(Bloomberg) -- The Schoeller industrial clan is taking control of a unit that indirectly owns a handful of Signa’s German department stores, looking to recoup money lost in the insolvency of the real estate group.

The Schoeller Group has taken over Signa Prime Luxembourg Sarl via shares that had been pledged as security for a loan now in default, according to filings to the Luxembourg business registry. A company owned by the industrialist family has separately requested merger clearance in Germany for the transaction.

The move by the family, which traces its lineage back to iron production in the 16th century, may potentially siphon off funds that could be used to pay back other investors of Rene Benko’s insolvent company.

The enforcement action relates to a €200 million ($214 million) loan Schoeller granted to Signa’s flagship luxury property unit in July 2023, which was secured with shares of subsidiaries that owned some of Signa’s most prominent buildings.
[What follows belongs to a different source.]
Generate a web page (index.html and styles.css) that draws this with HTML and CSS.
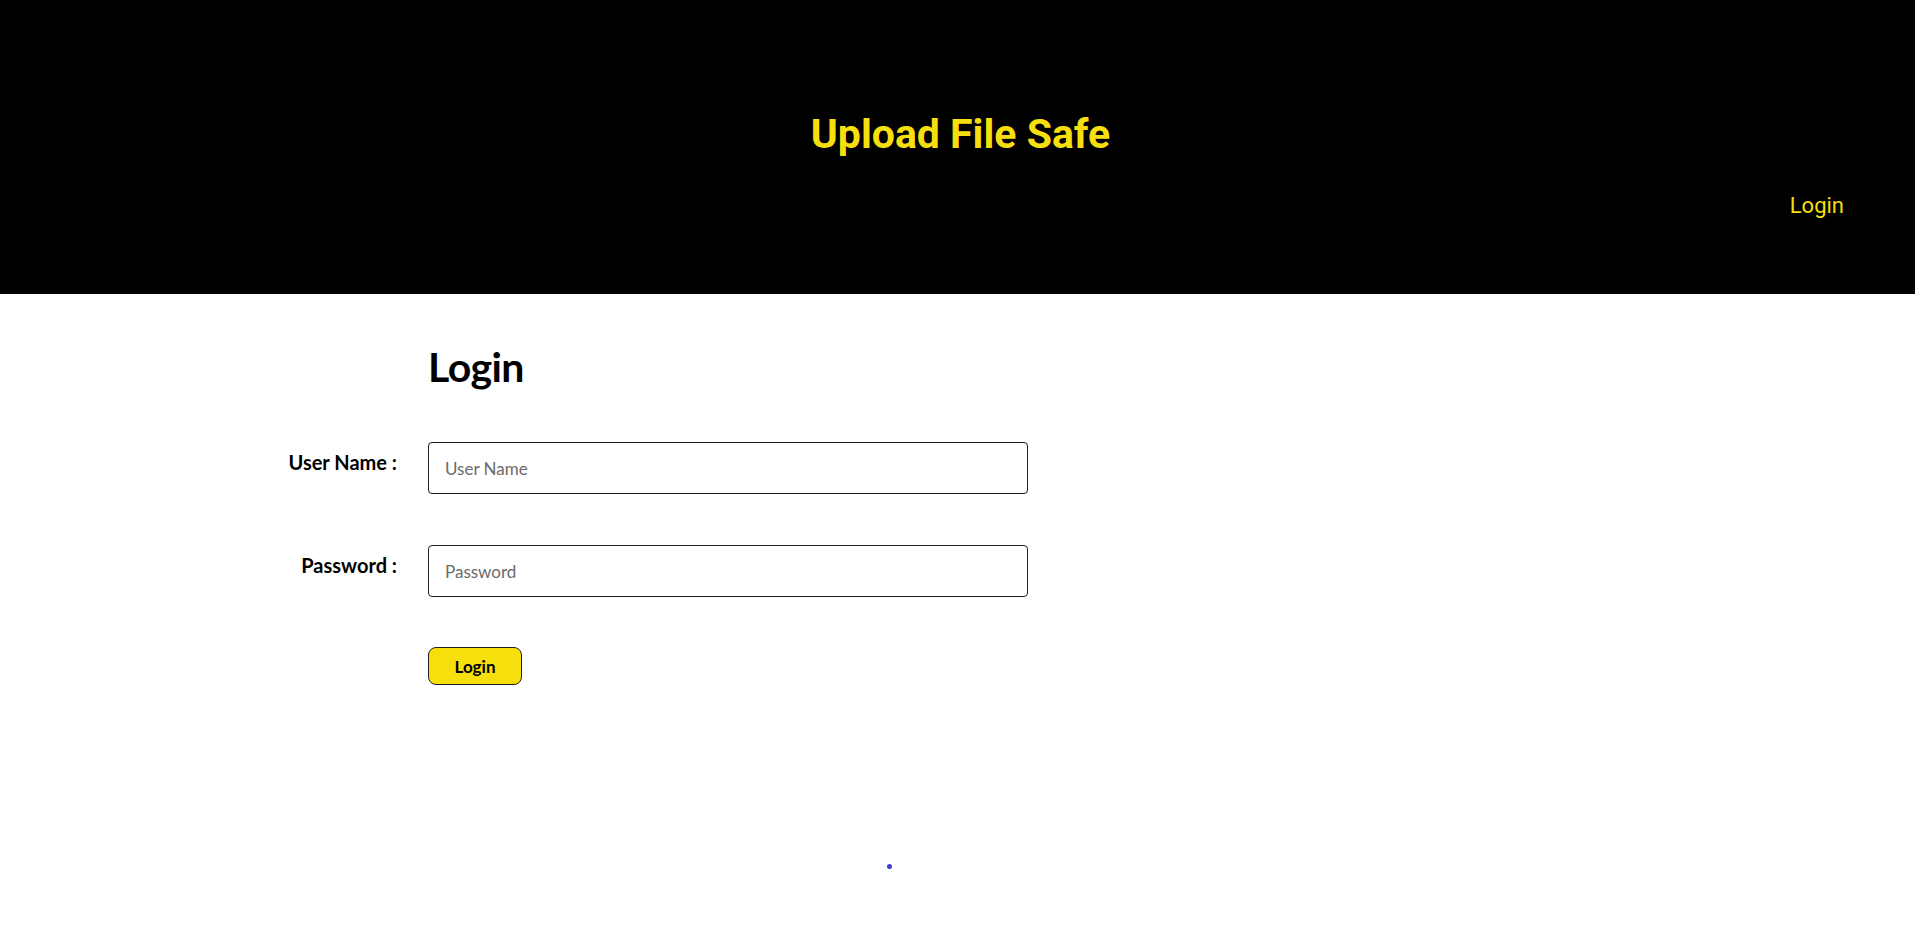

Liquidating Benko’s vast empire is proving to be challenging despite it owning highly-coveted properties such as London’s Selfridges department store and KaDeWe in Berlin. 

Some of the €20 billion in creditor claims are linked directly to buildings, but there’s also an array of intermediary company loans higher in the corporate structure — such as Schoeller’s — which trustees are grappling to untangle. 

The regulatory disclosures show Schoeller claiming the Luxembourg unit, which indirectly owns at least five department stores in Berlin, Munich, Hamburg and Stuttgart.

It wasn’t immediately clear whether Schoeller — which is active in the packaging, processing and real estate industries — had also acted on claims related to other Signa assets it had been pledged as a guarantee. 

A spokesperson for Signa Prime Selection AG’s insolvency administrator declined to comment. The Schoeller Group didn’t immediately respond to an email and call seeking comment.

Creditors of Signa Prime agreed to a restructuring in March that promises them at least 30% of their claims following an orderly sale of property assets.

Efforts by Signa Prime’s administrator to settle the Schoeller Group’s claims have faced obstacles in the past. Creditors rejected an initial deal to sell a portfolio of assets in March, Bloomberg previously reported. 

A more recent agreement to sell Italian assets to the family, including Hotel Bauer in Venice, has been complicated by investment fund King Street Capital Management, which has emerged as a shareholder in one of the hotel’s holding companies.